WHAT YOU NEED TO DO
Copy each line of the data below exactly, leaving out pictures.

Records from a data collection
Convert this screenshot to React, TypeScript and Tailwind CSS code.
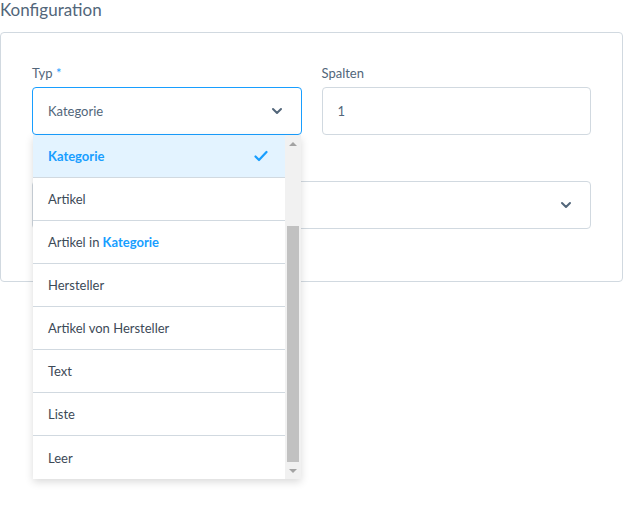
const options = [
  { label: "Kategorie", selected: true },
  { label: "Artikel" },
  { label: "Artikel in", bold: "Kategorie" },
  { label: "Hersteller" },
  { label: "Artikel von Hersteller" },
  { label: "Text" },
  { label: "Liste" },
  { label: "Leer" },
];

function Chevron() {
  return (
    <svg width="14" height="14" viewBox="0 0 14 14" fill="none">
      <path d="M3 5l4 4 4-4" stroke="#52667a" strokeWidth="2" strokeLinecap="round" strokeLinejoin="round" />
    </svg>
  );
}

export default function App() {
  return (
    <div className="w-[623px] h-[512px] bg-white font-['Lato',sans-serif] text-[#52667a] overflow-hidden">
      <h2 className="text-[17px] leading-[20px] h-[32px] text-[#52667a]">Konfiguration</h2>

      <div className="w-[623px] border border-[#d1d9e0] rounded-[4px] px-[31px] pt-[31px] pb-[52px]">
        <div className="grid grid-cols-2 gap-x-[20px]">
          <div className="relative">
            <label className="block text-[13px] leading-[18px] mb-[5px]">
              Typ <span className="text-[#189eff]">*</span>
            </label>
            <div className="h-[48px] border border-[#189eff] rounded-[4px] flex items-center justify-between pl-[15px] pr-[17px] text-[13px]">
              <span className="pt-[2px]">Kategorie</span>
              <Chevron />
            </div>

            {/* open dropdown */}
            <div className="absolute z-10 left-[1px] top-[71px] w-[268px] bg-white shadow-[0_3px_8px_rgba(0,0,0,0.15)] flex">
              <ul className="flex-1">
                {options.map((o) => (
                  <li
                    key={o.label}
                    className={`h-[43px] border-b border-[#d1d9e0] last:border-b-0 flex items-center justify-between pl-[15px] pr-[17px] text-[13px] ${
                      o.selected ? "bg-[#e3f3ff] text-[#189eff] font-bold" : "text-[#3d4a57]"
                    }`}
                  >
                    <span className="pt-[2px]">
                      {o.label}
                      {o.bold && <span className="font-bold text-[#189eff]"> {o.bold}</span>}
                    </span>
                    {o.selected && (
                      <svg width="14" height="12" viewBox="0 0 14 12" fill="none">
                        <path d="M1.5 6.5l3.5 3.5 7.5-8" stroke="#189eff" strokeWidth="2.2" strokeLinecap="round" strokeLinejoin="round" />
                      </svg>
                    )}
                  </li>
                ))}
              </ul>
              <div className="w-[16px] bg-[#f1f1f1] flex flex-col items-center">
                <div className="h-[17px] flex items-center justify-center">
                  <div className="w-0 h-0 border-l-[4px] border-r-[4px] border-b-[4px] border-l-transparent border-r-transparent border-b-[#a3a3a3]" />
                </div>
                <div className="h-[74px]" />
                <div className="w-[12px] h-[236px] bg-[#c1c1c1]" />
                <div className="flex-1 flex items-center justify-center">
                  <div className="w-0 h-0 border-l-[4px] border-r-[4px] border-t-[4px] border-l-transparent border-r-transparent border-t-[#a3a3a3]" />
                </div>
              </div>
            </div>
          </div>

          <div>
            <label className="block text-[13px] leading-[18px] mb-[5px]">Spalten</label>
            <div className="h-[48px] border border-[#d1d9e0] rounded-[4px] flex items-center pl-[15px] text-[13px]">
              <span className="pt-[2px]">1</span>
            </div>
          </div>

          {/* second row, its label sits under the open list */}
          <div className="col-span-2 mt-[23px]">
            <div className="h-[23px]" />
            <div className="h-[48px] border border-[#d1d9e0] rounded-[4px] flex items-center justify-end pr-[17px]">
              <Chevron />
            </div>
          </div>
        </div>
      </div>
    </div>
  );
}
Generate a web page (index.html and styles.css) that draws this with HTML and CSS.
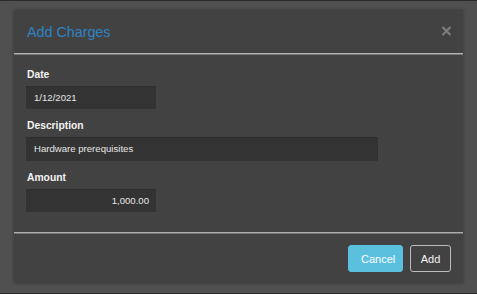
FILE: index.html
```html
<!DOCTYPE html>
<html lang="en">
<head>
  <meta charset="UTF-8">
  <meta name="viewport" content="width=device-width, initial-scale=1.0">
  <title>Add Charges</title>
  <link rel="stylesheet" href="styles.css">
</head>
<body>
  <div class="modal">
    <div class="modal-header">
      <p class="modal-title">Add Charges</p>
      <span class="close">
        <svg width="11" height="10" viewBox="0 0 11 10">
          <path d="M1.5 1 L9.5 9 M9.5 1 L1.5 9" stroke="#7c7c7c" stroke-width="2.2" fill="none"/>
        </svg>
      </span>
    </div>
    <div class="modal-body">
      <div class="field">
        <label class="lbl">Date</label>
        <div class="inp inp-short">1/12/2021</div>
      </div>
      <div class="field">
        <label class="lbl">Description</label>
        <div class="inp inp-long">Hardware prerequisites</div>
      </div>
      <div class="field">
        <label class="lbl">Amount</label>
        <div class="inp inp-short inp-num">1,000.00</div>
      </div>
    </div>
    <div class="modal-footer">
      <button class="btn btn-cancel">Cancel</button>
      <button class="btn btn-add">Add</button>
    </div>
  </div>
</body>
</html>
```

FILE: styles.css
```css
html {
  background-color: #2c2c2c;
}
body {
  margin: 0;
  height: 283px;
  padding: 9px 14px 0;
  border-top: 1px solid #2b2b2b;
  border-bottom: 1px solid #2b2b2b;
  background-color: #505050;
  font-family: "Liberation Sans", Arial, sans-serif;
}
p {
  margin: 0;
  padding: 0;
}
.modal {
  background-color: #424242;
  box-shadow: 0 0 3px rgba(0, 0, 0, 0.35);
  display: flex;
  flex-direction: column;
}
.modal-header {
  height: 43px;
  padding: 0 13px;
  display: flex;
  justify-content: space-between;
  align-items: center;
  border-bottom: 1px solid #b2b2b2;
  box-shadow: 0 1px 0 #7a7a7a;
  margin-bottom: 1px;
}
.modal-title {
  font-size: 14.3px;
  color: #2f82c4;
  padding-top: 1px;
}
.close {
  display: flex;
  margin-right: -2px;
  margin-top: -2px;
}
.modal-body {
  padding: 13px 12px 20px;
}
.field {
  margin-bottom: 10px;
}
.field:last-child {
  margin-bottom: 0;
}
.lbl {
  display: block;
  height: 14px;
  line-height: 14px;
  margin: 0 0 4px 1px;
  font-size: 10.3px;
  font-weight: bold;
  color: #f2f2f2;
}
.inp {
  height: 23px;
  line-height: 23px;
  box-sizing: border-box;
  padding: 0 7px 0 8px;
  background-color: #333333;
  box-shadow: inset 0 1px 0 #2e2e2e;
  font-size: 9.6px;
  color: #e6e6e6;
}
.inp-short {
  width: 130px;
}
.inp-long {
  width: 352px;
  height: 24px;
}
.inp-num {
  text-align: right;
}
.modal-footer {
  border-top: 1px solid #ababab;
  box-shadow: inset 0 1px 0 #777;
  padding: 12px 12px 11px;
  display: flex;
  justify-content: flex-end;
  gap: 7px;
}
.btn {
  height: 27px;
  padding: 0 12px;
  border-radius: 3px;
  font-family: "Liberation Sans", Arial, sans-serif;
  font-size: 11px;
  color: #ffffff;
}
.btn-cancel {
  width: 55px;
  background-color: #5bc0de;
  border: 1px solid #5bc0de;
}
.btn-add {
  width: 41px;
  padding: 0;
  background-color: transparent;
  border: 1px solid #bdbdbd;
  color: #f4f4f4;
}
```
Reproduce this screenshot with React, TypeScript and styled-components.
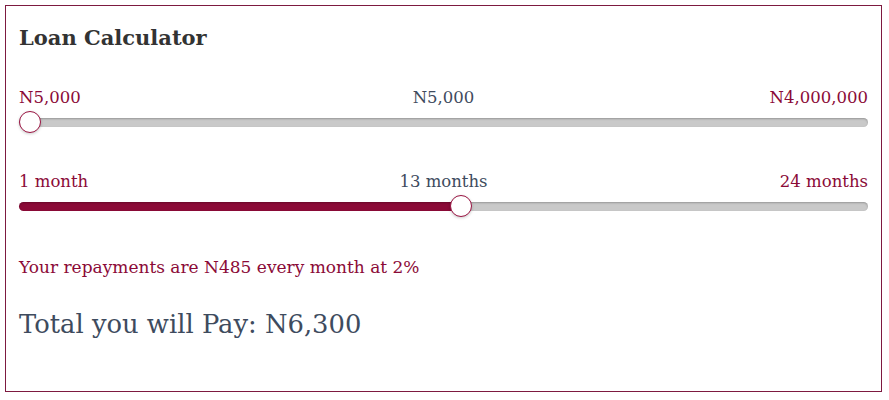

CORRECT ANSWER
Convert this screenshot to React, TypeScript and Tailwind CSS code.
const options = [
  { label: "Kategorie", selected: true },
  { label: "Artikel" },
  { label: "Artikel in", bold: "Kategorie" },
  { label: "Hersteller" },
  { label: "Artikel von Hersteller" },
  { label: "Text" },
  { label: "Liste" },
  { label: "Leer" },
];

function Chevron() {
  return (
    <svg width="14" height="14" viewBox="0 0 14 14" fill="none">
      <path d="M3 5l4 4 4-4" stroke="#52667a" strokeWidth="2" strokeLinecap="round" strokeLinejoin="round" />
    </svg>
  );
}

export default function App() {
  return (
    <div className="w-[623px] h-[512px] bg-white font-['Lato',sans-serif] text-[#52667a] overflow-hidden">
      <h2 className="text-[17px] leading-[20px] h-[32px] text-[#52667a]">Konfiguration</h2>

      <div className="w-[623px] border border-[#d1d9e0] rounded-[4px] px-[31px] pt-[31px] pb-[52px]">
        <div className="grid grid-cols-2 gap-x-[20px]">
          <div className="relative">
            <label className="block text-[13px] leading-[18px] mb-[5px]">
              Typ <span className="text-[#189eff]">*</span>
            </label>
            <div className="h-[48px] border border-[#189eff] rounded-[4px] flex items-center justify-between pl-[15px] pr-[17px] text-[13px]">
              <span className="pt-[2px]">Kategorie</span>
              <Chevron />
            </div>

            {/* open dropdown */}
            <div className="absolute z-10 left-[1px] top-[71px] w-[268px] bg-white shadow-[0_3px_8px_rgba(0,0,0,0.15)] flex">
              <ul className="flex-1">
                {options.map((o) => (
                  <li
                    key={o.label}
                    className={`h-[43px] border-b border-[#d1d9e0] last:border-b-0 flex items-center justify-between pl-[15px] pr-[17px] text-[13px] ${
                      o.selected ? "bg-[#e3f3ff] text-[#189eff] font-bold" : "text-[#3d4a57]"
                    }`}
                  >
                    <span className="pt-[2px]">
                      {o.label}
                      {o.bold && <span className="font-bold text-[#189eff]"> {o.bold}</span>}
                    </span>
                    {o.selected && (
                      <svg width="14" height="12" viewBox="0 0 14 12" fill="none">
                        <path d="M1.5 6.5l3.5 3.5 7.5-8" stroke="#189eff" strokeWidth="2.2" strokeLinecap="round" strokeLinejoin="round" />
                      </svg>
                    )}
                  </li>
                ))}
              </ul>
              <div className="w-[16px] bg-[#f1f1f1] flex flex-col items-center">
                <div className="h-[17px] flex items-center justify-center">
                  <div className="w-0 h-0 border-l-[4px] border-r-[4px] border-b-[4px] border-l-transparent border-r-transparent border-b-[#a3a3a3]" />
                </div>
                <div className="h-[74px]" />
                <div className="w-[12px] h-[236px] bg-[#c1c1c1]" />
                <div className="flex-1 flex items-center justify-center">
                  <div className="w-0 h-0 border-l-[4px] border-r-[4px] border-t-[4px] border-l-transparent border-r-transparent border-t-[#a3a3a3]" />
                </div>
              </div>
            </div>
          </div>

          <div>
            <label className="block text-[13px] leading-[18px] mb-[5px]">Spalten</label>
            <div className="h-[48px] border border-[#d1d9e0] rounded-[4px] flex items-center pl-[15px] text-[13px]">
              <span className="pt-[2px]">1</span>
            </div>
          </div>

          {/* second row, its label sits under the open list */}
          <div className="col-span-2 mt-[23px]">
            <div className="h-[23px]" />
            <div className="h-[48px] border border-[#d1d9e0] rounded-[4px] flex items-center justify-end pr-[17px]">
              <Chevron />
            </div>
          </div>
        </div>
      </div>
    </div>
  );
}
Generate a web page (index.html and styles.css) that draws this with HTML and CSS.
FILE: index.html
```html
<!DOCTYPE html>
<html lang="en">
<head>
  <meta charset="UTF-8">
  <meta name="viewport" content="width=device-width, initial-scale=1.0">
  <title>Add Charges</title>
  <link rel="stylesheet" href="styles.css">
</head>
<body>
  <div class="modal">
    <div class="modal-header">
      <p class="modal-title">Add Charges</p>
      <span class="close">
        <svg width="11" height="10" viewBox="0 0 11 10">
          <path d="M1.5 1 L9.5 9 M9.5 1 L1.5 9" stroke="#7c7c7c" stroke-width="2.2" fill="none"/>
        </svg>
      </span>
    </div>
    <div class="modal-body">
      <div class="field">
        <label class="lbl">Date</label>
        <div class="inp inp-short">1/12/2021</div>
      </div>
      <div class="field">
        <label class="lbl">Description</label>
        <div class="inp inp-long">Hardware prerequisites</div>
      </div>
      <div class="field">
        <label class="lbl">Amount</label>
        <div class="inp inp-short inp-num">1,000.00</div>
      </div>
    </div>
    <div class="modal-footer">
      <button class="btn btn-cancel">Cancel</button>
      <button class="btn btn-add">Add</button>
    </div>
  </div>
</body>
</html>
```

FILE: styles.css
```css
html {
  background-color: #2c2c2c;
}
body {
  margin: 0;
  height: 283px;
  padding: 9px 14px 0;
  border-top: 1px solid #2b2b2b;
  border-bottom: 1px solid #2b2b2b;
  background-color: #505050;
  font-family: "Liberation Sans", Arial, sans-serif;
}
p {
  margin: 0;
  padding: 0;
}
.modal {
  background-color: #424242;
  box-shadow: 0 0 3px rgba(0, 0, 0, 0.35);
  display: flex;
  flex-direction: column;
}
.modal-header {
  height: 43px;
  padding: 0 13px;
  display: flex;
  justify-content: space-between;
  align-items: center;
  border-bottom: 1px solid #b2b2b2;
  box-shadow: 0 1px 0 #7a7a7a;
  margin-bottom: 1px;
}
.modal-title {
  font-size: 14.3px;
  color: #2f82c4;
  padding-top: 1px;
}
.close {
  display: flex;
  margin-right: -2px;
  margin-top: -2px;
}
.modal-body {
  padding: 13px 12px 20px;
}
.field {
  margin-bottom: 10px;
}
.field:last-child {
  margin-bottom: 0;
}
.lbl {
  display: block;
  height: 14px;
  line-height: 14px;
  margin: 0 0 4px 1px;
  font-size: 10.3px;
  font-weight: bold;
  color: #f2f2f2;
}
.inp {
  height: 23px;
  line-height: 23px;
  box-sizing: border-box;
  padding: 0 7px 0 8px;
  background-color: #333333;
  box-shadow: inset 0 1px 0 #2e2e2e;
  font-size: 9.6px;
  color: #e6e6e6;
}
.inp-short {
  width: 130px;
}
.inp-long {
  width: 352px;
  height: 24px;
}
.inp-num {
  text-align: right;
}
.modal-footer {
  border-top: 1px solid #ababab;
  box-shadow: inset 0 1px 0 #777;
  padding: 12px 12px 11px;
  display: flex;
  justify-content: flex-end;
  gap: 7px;
}
.btn {
  height: 27px;
  padding: 0 12px;
  border-radius: 3px;
  font-family: "Liberation Sans", Arial, sans-serif;
  font-size: 11px;
  color: #ffffff;
}
.btn-cancel {
  width: 55px;
  background-color: #5bc0de;
  border: 1px solid #5bc0de;
}
.btn-add {
  width: 41px;
  padding: 0;
  background-color: transparent;
  border: 1px solid #bdbdbd;
  color: #f4f4f4;
}
```
Reproduce this screenshot with React, TypeScript and styled-components.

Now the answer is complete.